"Every unit that is already installed or is about to be installed have all been engineered to operate within certain parameters. When any of the units are operating outside of those parameters, there is most likely going to be a unnecessary and inefficient work load placed on both units (indoor/outdoor unit). The words both units is used because if one unit is operating out of spec. then the other ultimately is affected as well.
Therefore the overall efficiency of your units reflects greatly upon your homes utility bills as well as the life span of your units."
Heating and cooling costs account for nearly half the home's total energy bill.

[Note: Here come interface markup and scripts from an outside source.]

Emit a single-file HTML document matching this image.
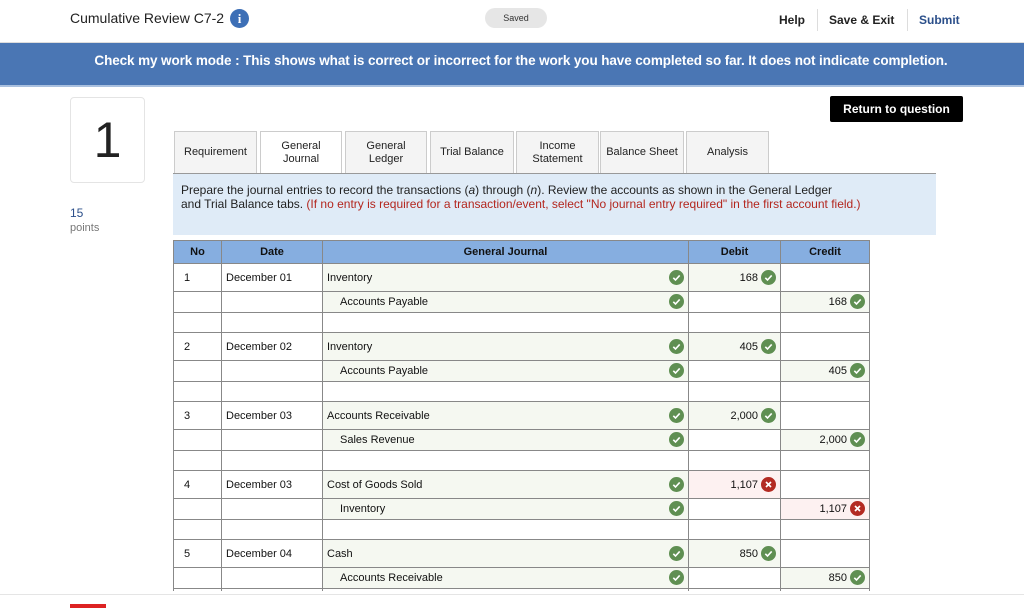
<!DOCTYPE html>
<html><head><meta charset="utf-8"><style>
body{margin:0;width:1024px;height:608px;overflow:hidden;background:#fff;font-family:"Liberation Sans",sans-serif;position:relative}
.abs{position:absolute}
.hdr{top:0;left:0;width:1024px;height:42px;background:#fff;border-bottom:1px solid #ddd}
.banner{top:43px;left:0;width:1024px;height:44px;background:#4a76b4;color:#fff;font-weight:bold;font-size:13.5px;text-align:center;line-height:35px;border-bottom:2px solid #a9c0df;padding-left:18px;box-sizing:border-box;letter-spacing:-0.1px}
.tab{position:absolute;top:131px;height:42px;background:#f4f4f4;border:1px solid #ccc;border-bottom:none;font-size:11px;color:#222;display:flex;align-items:center;justify-content:center;text-align:center;line-height:13px;box-sizing:border-box}
.wrap{left:173px;top:240px;width:698px;height:351px;overflow:hidden}
table{border-collapse:collapse;table-layout:fixed;width:696px;font-size:11px;color:#111}
td,th{border:1px solid #888;padding:0 4px;white-space:nowrap}
th{background:#86aee0;height:22px;font-size:11px}
tr.a td{height:27px}tr.b td{height:20px}tr.c td{height:19px}
td.n{padding-left:10px}
.ok{background:#f5f8f1}.bad{background:#fdf1f1}
.r{text-align:right;padding-right:22px;position:relative}
.g{position:relative}
.i{position:absolute;width:15px;height:15px;border-radius:50%;top:50%;margin-top:-8px;right:4px}
.i.c{background:#5f8f52}.i.x{background:#b32a22}
.i svg{position:absolute;left:0;top:0}
</style></head><body>
<div class="abs hdr"></div>
<div class="abs" style="left:70px;top:10px;font-size:14px;color:#222">Cumulative Review C7-2</div>
<div class="abs" style="left:230px;top:9px;width:19px;height:19px;border-radius:50%;background:#3d6fb6;color:#fff;font-weight:bold;font-size:13px;text-align:center;line-height:19px;font-family:'Liberation Serif',serif">i</div>
<div class="abs" style="left:485px;top:8px;width:62px;height:20px;border-radius:10px;background:#e6e6e6;font-size:9px;color:#333;text-align:center;line-height:20px">Saved</div>
<div class="abs" style="left:779px;top:13px;font-size:12px;font-weight:bold;color:#222">Help</div>
<div class="abs" style="left:817px;top:9px;width:1px;height:22px;background:#ddd"></div>
<div class="abs" style="left:829px;top:13px;font-size:12px;font-weight:bold;color:#222">Save &amp; Exit</div>
<div class="abs" style="left:907px;top:9px;width:1px;height:22px;background:#ddd"></div>
<div class="abs" style="left:919px;top:13px;font-size:12px;font-weight:bold;color:#2b4f8a">Submit</div>
<div class="abs banner">Check my work mode : This shows what is correct or incorrect for the work you have completed so far. It does not indicate completion.</div>
<div class="abs" style="left:70px;top:97px;width:73px;height:84px;border:1px solid #e4e4e4;border-radius:4px;font-size:50px;text-align:center;line-height:84px;color:#222">1</div>
<div class="abs" style="left:70px;top:206px;font-size:12px;color:#2b4f8a">15</div>
<div class="abs" style="left:70px;top:222px;font-size:11px;color:#777">points</div>
<div class="abs" style="left:830px;top:96px;width:133px;height:26px;background:#000;color:#fff;font-weight:bold;font-size:12px;text-align:center;line-height:26px;border-radius:2px">Return to question</div>
<div class="tab" style="left:174px;width:83px">Requirement</div>
<div class="tab" style="left:260px;width:82px;background:#fff;height:43px">General<br>Journal</div>
<div class="tab" style="left:345px;width:82px">General<br>Ledger</div>
<div class="tab" style="left:430px;width:84px">Trial Balance</div>
<div class="tab" style="left:516px;width:83px">Income<br>Statement</div>
<div class="tab" style="left:600px;width:84px">Balance Sheet</div>
<div class="tab" style="left:686px;width:83px">Analysis</div>
<div class="abs" style="left:173px;top:173px;width:763px;height:62px;background:#dfebf7;border-top:1px solid #999;font-size:12px;line-height:14px;color:#222;padding:9px 0 0 8px;box-sizing:border-box"><div style="width:720px">Prepare the journal entries to record the transactions (<i>a</i>) through (<i>n</i>). Review the accounts as shown in the General Ledger<br>and Trial Balance tabs. <span style="color:#b3261e">(If no entry is required for a transaction/event, select "No journal entry required" in the first account field.)</span></div></div>
<div class="abs wrap"><table>
<colgroup><col style="width:48px"><col style="width:101px"><col style="width:366px"><col style="width:92px"><col style="width:89px"></colgroup>
<tr><th>No</th><th>Date</th><th>General Journal</th><th>Debit</th><th>Credit</th></tr>
<tbody id="b"></tbody>
</table></div>
<div class="abs" style="left:0;top:594px;width:1024px;height:1px;background:#e5e5e5"></div>
<div class="abs" style="left:70px;top:604px;width:36px;height:4px;background:#d22"></div>
<script>
var C='<span class="i c"><svg width="15" height="15"><path d="M4.3 7.8l2.2 2.2 4.2-4.6" stroke="#fff" stroke-width="1.6" fill="none"/></svg></span>';
var X='<span class="i x"><svg width="15" height="15"><path d="M5 5l5 5M10 5l-5 5" stroke="#fff" stroke-width="1.7"/></svg></span>';
var E=[["1","December 01","Inventory","Accounts Payable","168",1],["2","December 02","Inventory","Accounts Payable","405",1],["3","December 03","Accounts Receivable","Sales Revenue","2,000",1],["4","December 03","Cost of Goods Sold","Inventory","1,107",0],["5","December 04","Cash","Accounts Receivable","850",1]];
var h="";E.forEach(function(e){var ic=e[5]?C:X,cl=e[5]?"ok":"bad";
h+='<tr class="a"><td class="n">'+e[0]+'</td><td>'+e[1]+'</td><td class="ok g">'+e[2]+C+'</td><td class="'+cl+' r">'+e[4]+ic+'</td><td></td></tr>';
h+='<tr class="b"><td></td><td></td><td class="ok g" style="padding-left:17px">'+e[3]+C+'</td><td></td><td class="'+cl+' r">'+e[4]+ic+'</td></tr>';
h+='<tr class="c"><td></td><td></td><td></td><td></td><td></td></tr>';});
document.getElementById("b").innerHTML=h;
</script>
</body></html>
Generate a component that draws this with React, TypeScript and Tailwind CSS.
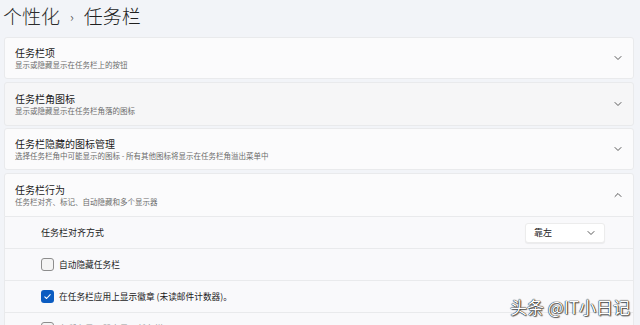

ENERGY STAR certified central air conditioners have a higher seasonal energy efficiency ratio (SEER) than standard models, which makes them about 14% more efficient than standard models. The higher the SEER, the greater the efficiency. Since sizing and proper installation of a central air conditioning system are critical to energy efficiency and home comfort, it is important to hire a qualified technician.
Although these products can be more expensive to purchase up front, the cost difference will be paid back over time through lower energy bills.
Proper maintenance can go a long way in preventing future heating and cooling system problems. Ask your contractor about annual pre-season check-ups. Contractors often get very busy during summer and winter months, so it's a good idea to check the cooling system in the spring and the heating system in the fall.
How can I be more efficient?
Replace outdated equipment. In 2006, the federal government increased the minimum cooling efficiency standard for new air conditioning units. This rating is commonly referred to as a SEER (Seasonal Energy Efficiency Ratio) and all new air conditioning units manufactured after 2014 must be rated a 14 SEER or higher. To be considered energy efficient, a unit must rate 14 or higher so In contrast, units manufactured prior to 2006 were only required to have a rating of 10 SEER. That means that replacing even a 10 year old system could save up to 30% in energy costs.
Ensure equipment is properly installed.
Properly sized ducts that are well insulated and sealed for minimum air leakage are also important to maximize efficiency.
Taking steps to reduce building load before replacing or upgrading is crucial to not only make sure that existing systems run less frequently but to also allow for smaller new systems, which lowers operating costs. There are many simple ways to reduce load, all of which allow less heat to enter occupied space: Improving insulation and building envelope allow for less leakage.
Programmable thermostats, multiple heating and cooling zones and demand CO2 sensors are all strategies to ensure that systems are only being used when necessary.
Perform ongoing Maintenance. Regular maintenance improves the efficiency and increases the useful life of heating and cooling systems.